How to atone for Tel Aviv?
Why political action is the path to fix that which was broken
My community has sinned. Despite all the care we have for one another, despite the years we have supported one another, the events in Tel Aviv and our reactions to it shocked us all. Even in the context of this past year.
My friends who live secular lifestyles were furious by the aggressive secular reaction. My friends who keep Shabbat and define themselves religiously (as I do) were furious at the missionaries and the Hilul HaShem – desecration of the Eternal Name – they caused. We were all furious. And yet, we are all responsible.
We are all responsible because this tear in our fabric started on our watch. The missionary Jewish organization bussing men and women from outside the community into neighborhoods to organize prayers according to their tradition did so because we’ve turned a blind eye to years of similar activity. The Tel Aviv locals who hold the value of equality holy and objected to gender segregation, who went to court for a ruling, and who exploded in a spasm of protest when that ruling was not respected did so because we have asked them to prop up the Orthodox monopoly over holiness for too long.
As a religious Jew myself, one who lived and prayed in Tel Aviv for over a decade, I can tell you there are over 500 Orthodox synagogues across the city, all on public land. There is no justifiable reason for the missionaries settling in Dizengoff square other than to carry out a symbolic act. I can also tell you that it is a time-honored Israeli tradition to have children ride their bikes and picnic across the town in public squares, even if one or both or neither of their parents fast. It is completely justifiable that a community would want its public space to be available for its children given the plethora of religious options, and to object to missionaries who come from without to force people to act differently within.
And yet we were furious, are furious, because we focused our debate on the justice of the moment, as opposed to the injustice of the political system that caused it to happen. All of us focused on the pain, as opposed to its origins. All of us focused on the recounting of our sins, as opposed to the path to repentance.
It is time to talk repentance.
Repentance begins on Yom Kippur by recognizing that even those sins we did not commit are ones we need to account for. In this case, the only way for us to do so is politically. This Yom Kippur demands we recognize that the winner-takes-all clash of truths we’ve enshrined in Israel’s political system has brought us to a breaking point. As one of the most centralized political systems in the OECD, as a body politic who has given over its soul to an increasingly Orthodox religious establishment, we have institutionalized coercion.
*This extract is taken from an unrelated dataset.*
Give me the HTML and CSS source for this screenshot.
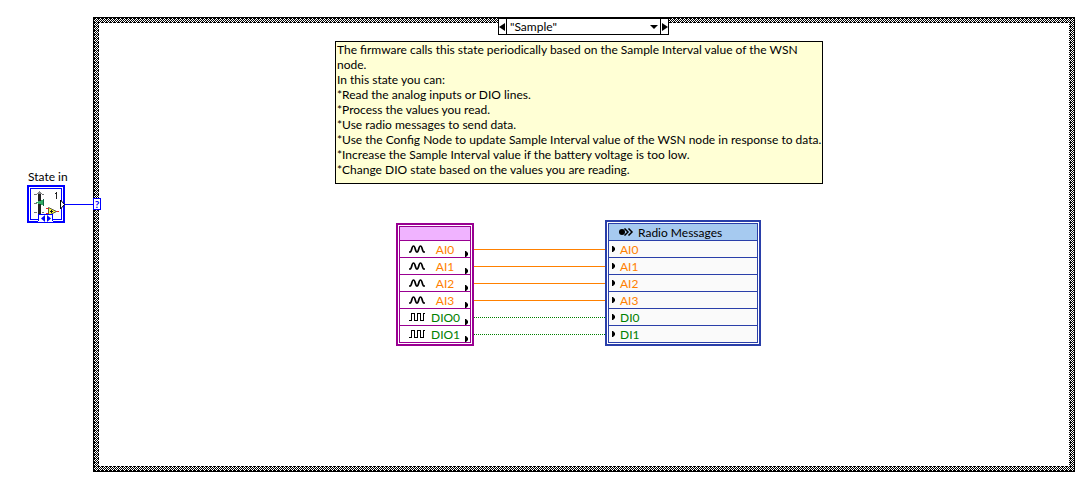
FILE: index.html
```html
<!DOCTYPE html>
<html lang="en">
<head>
<meta charset="utf-8">
<title>Sample state diagram</title>
<link rel="stylesheet" href="styles.css">
</head>
<body>
<main class="diagram">
  <section class="terminal">
    <h2 class="terminal-label">State in</h2>
    <div class="terminal-row">
      <svg class="terminal-icon" width="38" height="38" viewBox="0 0 38 38" shape-rendering="crispEdges" role="img" aria-label="Enum control">
        <rect width="38" height="38" fill="#00f"/>
        <rect x="2" y="2" width="34" height="34" fill="#fff"/>
        <rect x="3.500" y="3.500" width="31" height="31" fill="#fff" stroke="#00f"/>
        <path d="M7 9.500h3M7 18.500h3M7 27.500h3M15 9.500h2M15 27.500h2" stroke="#777"/>
        <rect x="11" y="9" width="3" height="20" fill="#222"/>
        <path d="M12 6h1v1h1v1h1v1h-5v-1h1v-1h1z" fill="#888"/>
        <path d="M9 17.500l8-3.500v7z" fill="#3a6"/>
        <path d="M16.500 14v7" stroke="#164"/>
        <path d="M29.500 7v7M28 8.500h1" stroke="#222" fill="none"/>
        <path d="M19 23.500h3M19 28.500h3M29 26.500h3" stroke="#e22"/>
        <path d="M21.500 22.500v8l8-4z" fill="#ff3" stroke="#554" shape-rendering="auto"/>
        <path d="M23 26.500h3M24.500 25v3" stroke="#111"/>
        <path d="M33.500 15v9l4-4.500z" fill="#fff" stroke="#000" shape-rendering="auto"/>
        <path d="M11 37v-8h15v8z" fill="#fff"/>
        <path d="M11.500 36v-6.500h14v6.500" fill="none" stroke="#00f"/>
        <path d="M18 30v7l-4-3.500zM20 30v7l4-3.500z" fill="#00f" shape-rendering="auto"/>
      </svg>
      <span class="wire wire-enum"></span>
    </div>
  </section>

  <section class="case">
    <span class="case-input">?</span>
    <div class="selector">
      <button class="step" aria-label="Previous case"><svg width="7" height="8" viewBox="0 0 7 8"><path d="M6 0v8L0 4z"/></svg></button>
      <button class="case-name"><span>"Sample"</span><svg width="8" height="4" viewBox="0 0 8 4"><path d="M0 0h8L4 4z"/></svg></button>
      <button class="step" aria-label="Next case"><svg width="7" height="8" viewBox="0 0 7 8"><path d="M1 0v8L7 4z"/></svg></button>
    </div>

    <div class="note">
      <p>The firmware calls this state periodically based on the Sample Interval value of the WSN<br>node.</p>
      <p>In this state you can:</p>
      <p>*Read the analog inputs or DIO lines.</p>
      <p>*Process the values you read.</p>
      <p>*Use radio messages to send data.</p>
      <p>*Use the Config Node to update Sample Interval value of the WSN node in response to data.</p>
      <p>*Increase the Sample Interval value if the battery voltage is too low.</p>
      <p>*Change DIO state based on the values you are reading.</p>
    </div>

    <svg class="symbols" width="0" height="0" aria-hidden="true">
      <symbol id="sine" viewBox="0 0 16 8"><path d="M0 7h1c2 0 1.500-6 3.500-6s1.500 6 3.500 6 1.500-6 3.500-6 1.500 6 3.500 6h1" fill="none" stroke="#000" stroke-width="1.700"/></symbol>
      <symbol id="square" viewBox="0 0 16 8"><path d="M0 7.500h2.500v-7h3v7h3v-7h3v7h3v-7h1.500" fill="none" stroke="#000" shape-rendering="crispEdges"/></symbol>
      <symbol id="arrow" viewBox="0 0 3 6"><path d="M0 0h1l2 2v2l-2 2H0z"/></symbol>
    </svg>

    <div class="flow">
      <div class="node io-node">
        <div class="node-head"></div>
        <div class="row analog"><svg class="wave"><use href="#sine"/></svg><span>AI0</span><svg class="arrow"><use href="#arrow"/></svg></div>
        <div class="row analog"><svg class="wave"><use href="#sine"/></svg><span>AI1</span><svg class="arrow"><use href="#arrow"/></svg></div>
        <div class="row analog"><svg class="wave"><use href="#sine"/></svg><span>AI2</span><svg class="arrow"><use href="#arrow"/></svg></div>
        <div class="row analog"><svg class="wave"><use href="#sine"/></svg><span>AI3</span><svg class="arrow"><use href="#arrow"/></svg></div>
        <div class="row digital"><svg class="wave"><use href="#square"/></svg><span>DIO0</span><svg class="arrow"><use href="#arrow"/></svg></div>
        <div class="row digital"><svg class="wave"><use href="#square"/></svg><span>DIO1</span><svg class="arrow"><use href="#arrow"/></svg></div>
      </div>
      <div class="wires">
        <span class="wire wire-analog"></span>
        <span class="wire wire-analog"></span>
        <span class="wire wire-analog"></span>
        <span class="wire wire-analog"></span>
        <span class="wire wire-digital"></span>
        <span class="wire wire-digital"></span>
      </div>
      <div class="node radio-node">
        <div class="node-head">
          <svg width="15" height="8" viewBox="0 0 15 8"><circle cx="3" cy="4" r="3"/><path d="M5.500 0.500L9 4 5.500 7.500M9.500 0.500L13 4 9.500 7.500" fill="none" stroke="#000" stroke-width="1.500"/></svg>
          <span>Radio Messages</span>
        </div>
        <div class="row analog"><svg class="arrow"><use href="#arrow"/></svg><span>AI0</span></div>
        <div class="row analog"><svg class="arrow"><use href="#arrow"/></svg><span>AI1</span></div>
        <div class="row analog"><svg class="arrow"><use href="#arrow"/></svg><span>AI2</span></div>
        <div class="row analog"><svg class="arrow"><use href="#arrow"/></svg><span>AI3</span></div>
        <div class="row digital"><svg class="arrow"><use href="#arrow"/></svg><span>DI0</span></div>
        <div class="row digital"><svg class="arrow"><use href="#arrow"/></svg><span>DI1</span></div>
      </div>
    </div>
  </section>
</main>
</body>
</html>
```
FILE: styles.css
```css
* {
  box-sizing: border-box;
}

body {
  margin: 0;
  background: #fff;
  color: #000;
  font: 12px/15px Lato, "Noto Sans", sans-serif;
}

p, h2 {
  margin: 0;
  font: inherit;
}

button {
  margin: 0;
  padding: 0;
  border: 0;
  background: #fff;
  color: inherit;
  font: inherit;
}

.diagram {
  display: flex;
  min-height: 100vh;
  padding: 17px 15px 15px 27px;
}

.terminal {
  flex: none;
  width: 66px;
  padding-top: 152px;
}

.terminal-label {
  padding-left: 1px;
}

.terminal-row {
  display: flex;
  align-items: center;
  padding-top: 1px;
}

.terminal-icon {
  flex: none;
}

.wire {
  display: block;
  flex: 1;
  border-top: 1px solid;
}

.wire-enum {
  color: #00f;
}

.case {
  position: relative;
  flex: 1;
  display: flex;
  flex-direction: column;
  align-items: center;
  border: 1px solid #000;
  background:
    linear-gradient(#fff, #fff) center / calc(100% - 10px) calc(100% - 10px) no-repeat,
    conic-gradient(at 3px 1px, #000 0 25%, transparent 0) 1px 0 / 4px 4px,
    repeating-conic-gradient(#000 0 25%, #fff 0 50%) 0 0 / 2px 2px;
}

.case-input {
  position: absolute;
  top: 180px;
  left: -1px;
  width: 8px;
  height: 12px;
  border: 1px solid #00f;
  background: #fff;
  color: #00f;
  font-size: 10px;
  font-weight: 700;
  line-height: 10px;
  text-align: center;
}

.selector {
  display: flex;
  width: 171px;
  height: 17px;
  margin-right: 1px;
  border: 1px solid #000;
  background: #fff;
}

.step {
  display: flex;
  align-items: center;
  flex: none;
  width: 7px;
}

.case-name {
  display: flex;
  flex: 1;
  align-items: center;
  justify-content: space-between;
  padding: 0 2px 0 3px;
  border: solid #000;
  border-width: 0 1px;
}

.note {
  width: 488px;
  min-height: 143px;
  margin: 6px 10px 0 0;
  padding: 0 1px;
  border: 1px solid #000;
  background: #ffffd5;
  white-space: nowrap;
}

.symbols {
  position: absolute;
}

.flow {
  display: flex;
  align-items: flex-start;
  margin: 36px 11px 0 0;
}

.node {
  padding: 1px;
  border: 2px solid;
}

.node-head,
.row {
  display: flex;
  align-items: center;
  height: 17px;
  border: solid;
  border-width: 0 1px 1px;
  border-color: inherit;
}

.io-node {
  width: 78px;
  margin-top: 3px;
  border-color: #990091;
}

.radio-node {
  width: 156px;
  border-color: #2a3fa9;
}

.node-head {
  border-top-width: 1px;
}

.io-node .node-head {
  height: 15px;
  background: #f0b3ff;
}

.radio-node .node-head {
  height: 18px;
  gap: 4px;
  padding-left: 10px;
  background: #a6caf0;
}

.radio-node .row {
  gap: 5px;
  padding-left: 3px;
  background: #fafafa;
}

.io-node .row {
  justify-content: space-between;
  padding: 0 2px 0 9px;
}

.io-node .row span {
  width: 28px;
  text-align: center;
}

.wave {
  width: 16px;
  height: 8px;
}

.arrow {
  width: 3px;
  height: 6px;
}

.io-node .arrow {
  align-self: flex-end;
}

.row.analog {
  border-color: inherit;
}

.analog span {
  color: #ff8000;
}

.digital span {
  color: #008000;
}

.wires {
  display: flex;
  flex-direction: column;
  gap: 16px;
  width: 131px;
  padding-top: 29px;
}

.wire-analog {
  flex: none;
  border-color: #ff8000;
}

.wire-digital {
  flex: none;
  height: 1px;
  border: 0;
  background: repeating-linear-gradient(90deg, #008000 0 1px, #fff 1px 2px);
}
```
By accepting that the secular are expected to put their right to gender equality beneath the desire of the Orthodox to segregate the genders, we have empowered coercion. By allowing municipal budgets to be controlled by a central government created through a coalition of ideological parties, we have greased the wheels of coercion. By asking non-Orthodox Jewish communities worldwide to support Israel while trampling on their rights to Jewish expression, we have justified coercion.
Repentance begins by rejecting coercion by coming together around a new vision: a state where each community has the right to determine how it expresses itself in its public spaces. A state where no community can impose itself on another against its will. A state enabling the independence of our People in all its diversity in our Homeland.
If you, like me, were shocked and pained by the clashes of Yom Kippur, it is time to become politically active. It is time to speak up, to break the myth of left versus right, of secular versus religious, and instead to recognize that the call of the hour is to fight coercion through independence. The call of the hour is to join others to stop a coalition seeking to increase its grip over power, to increase its ability to impose its will, even if we may agree sometimes with the outcome of that power. The call of the hour is to replace our autocratic political leaders with a new movement that is dedicated to enabling us all to live our values in public and in private.
May we come to hear the calls of protests on Yom Kippur as a prayer to be answered by a commitment to build an Israel that frees communities to live their truths without trampling others. Let us legislate and write unto our hearts that it is up to our communities to decide what is right to do in their public spaces. Let us learn from this Yom Kippur to fix our broken State by raising up political leaders to enshrine our freedom to be who we are.